Estagnação

De republicana e democrática, a política parece transformar-se numa reedição do patrimonialismo colonial

ERA CONSTANTE , em outros tempos, relacionar qualquer impasse administrativo ou problema crônico da sociedade brasileira à inexistência de "vontade política" por parte dos governantes. Quando estavam na oposição, Lula e o PT abusavam desse recurso retórico. Da alta taxa de juros à péssima pavimentação das rodovias federais, do analfabetismo à febre aftosa, mazela nenhuma havia que não pudesse ser resolvida rapidamente caso as autoridades se imbuíssem desse mágico atributo.

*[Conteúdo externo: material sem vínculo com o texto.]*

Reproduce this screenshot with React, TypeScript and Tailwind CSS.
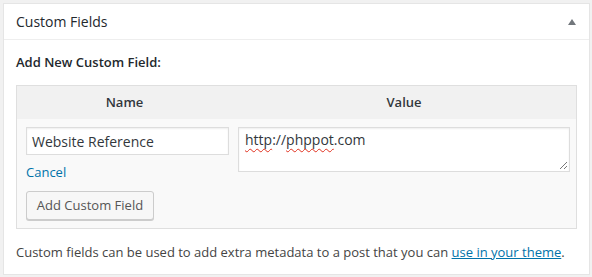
import React from "react";

export default function App() {
  return (
    <div
      className="w-[592px] h-[277px] bg-[#f1f1f1] pt-[3px] pl-[3px]"
      style={{ fontFamily: '"Open Sans", "Liberation Sans", sans-serif' }}
    >
      <div className="w-[587px] h-[272px] bg-white border border-[#e5e5e5] flex flex-col">
        <div className="h-[36px] border-b border-[#eeeeee] flex items-center justify-between pl-[12px] pr-[13px]">
          <span className="text-[14px] text-[#23282d] leading-none">Custom Fields</span>
          <svg width="8" height="6" viewBox="0 0 8 6" className="mt-[1px]">
            <polygon points="4,0 8,6 0,6" fill="#72777c" />
          </svg>
        </div>
        <div className="pl-[12px] pr-[12px]">
          <div className="h-[45px] flex items-center pt-[1px] text-[13px] font-semibold text-[#23282d]">
            Add New Custom Field:
          </div>
          <div className="w-[561px] h-[144px] border border-[#dfdfdf] bg-[#f9f9f9] flex flex-col">
            <div className="h-[33px] bg-[#f1f1f1] flex text-[13px] font-semibold text-[#32373c]">
              <div className="w-[215px] flex items-center justify-center">Name</div>
              <div className="flex-1 flex items-center justify-center">Value</div>
            </div>
            <div className="flex pt-[8px]">
              <div className="w-[221px] pl-[9px] flex flex-col">
                <div className="w-[203px] h-[28px] bg-white border border-[#dddddd] shadow-[inset_0_1px_2px_rgba(0,0,0,0.07)] flex items-center pl-[5px] text-[14px] text-[#32373c]">
                  Website Reference
                </div>
                <div className="mt-[8px] text-[13px] text-[#0073aa] leading-[18px]">Cancel</div>
                <div className="mt-[10px] w-[128px] h-[29px] bg-[#f7f7f7] border border-[#cccccc] rounded-[3px] shadow-[0_1px_0_#cccccc] flex items-center justify-center text-[13px] text-[#555555]">
                  Add Custom Field
                </div>
              </div>
              <div className="relative w-[332px] h-[45px] bg-white border border-[#dddddd] shadow-[inset_0_1px_2px_rgba(0,0,0,0.07)] pl-[6px] pt-[2px] text-[14px] text-[#32373c] leading-[20px]">
                <span className="underline decoration-wavy decoration-[#e0301e] decoration-1 underline-offset-[3px]">http</span>
                ://
                <span className="underline decoration-wavy decoration-[#e0301e] decoration-1 underline-offset-[3px]">phppot</span>
                .com
                <svg width="9" height="9" viewBox="0 0 9 9" className="absolute right-[1px] bottom-[1px]">
                  <line x1="8" y1="1" x2="1" y2="8" stroke="#777" strokeWidth="1" />
                  <line x1="8" y1="5" x2="5" y2="8" stroke="#777" strokeWidth="1" />
                </svg>
              </div>
            </div>
          </div>
          <div className="mt-[14px] text-[13px] text-[#444444] leading-[18px]">
            Custom fields can be used to add extra metadata to a post that you can{" "}
            <span className="text-[#0073aa] underline">use in your theme</span>.
          </div>
        </div>
      </div>
    </div>
  );
}
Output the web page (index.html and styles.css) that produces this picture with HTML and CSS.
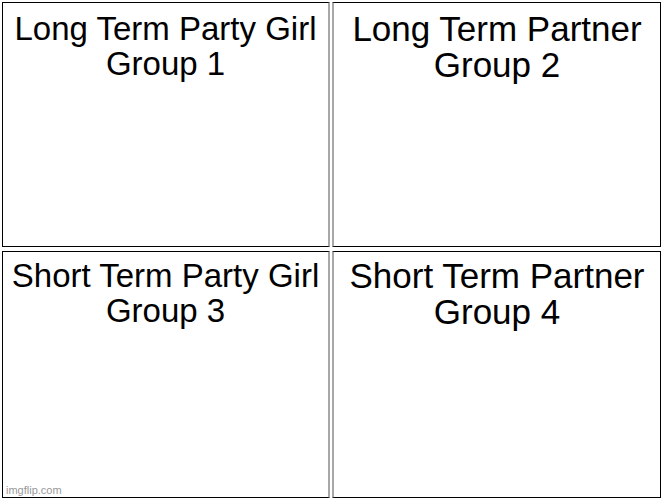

O contato com uma realidade infinitamente mais complexa do que os discursos eleitorais logo determinou, por invalidez, o abandono desse refrão. Seria até natural, na melancólica opereta a que se assemelha a vida partidária brasileira, que PSDB e DEM viessem agora a entoá-lo, num dueto de renovado ímpeto.
De todos os lados, entretanto, o tema da "vontade política" parece ter entrado em desuso, e não apenas pelo que havia de mítico em sua invocação. O que pudesse haver no termo de apelo concreto à mudança, à discussão de alternativas, à formulação de projetos viáveis para o país também desaparece de vista.
É sintomático, desse ponto de vista, que setores inconformados da sociedade civil não tenham adotado, em seus protestos contra o descontrole aéreo e a corrupção, nada mais que o vago e descolorido lema do "cansei".
Cansaram-se todos, na verdade, a começar pelo próprio governo Lula. Projetos de maior envergadura de reforma tributária, política e penal encontram-se estagnados -não apenas no Executivo e no Congresso mas também nos debates da própria opinião pública.
A vida política reduziu-se, nos últimos tempos, à administração das crises internas da base governista e ao importante, mas limitado, terreno das apurações de sempre em torno dos escândalos da véspera.
As prioridades do Executivo agora se concentram no esforço de obter a prorrogação da CPMF no Congresso. A manutenção "ad aeternum" de uma alíquota provisória sobre a movimentação financeira se torna como que o símbolo de um modelo político em que nenhuma solução de longo prazo é discutida e aprovada, em que o temporário se torna crônico, em que os cuidados do varejo predominam sobre a visão de Estado e em que a velha "vontade política" se traduz, em toda parte, no desejo de ocupar mais postos de poder.
Trocam-se emendas por migalhas, negocia-se com esforço a manutenção da mesma coisa, órgãos públicos são entregues de "porteira fechada" a pecuaristas virtuais, para manter intocadas as fontes de recursos à disposição de uma estrutura parasitária e ineficiente.
De republicana e democrática, a vida política brasileira parece assim transformar-se numa espécie de reedição do patrimonialismo colonial: distribuem-se capitanias aos favorecidos, organizam-se periódicas derramas tributárias, o país estagna, e a corte se diverte.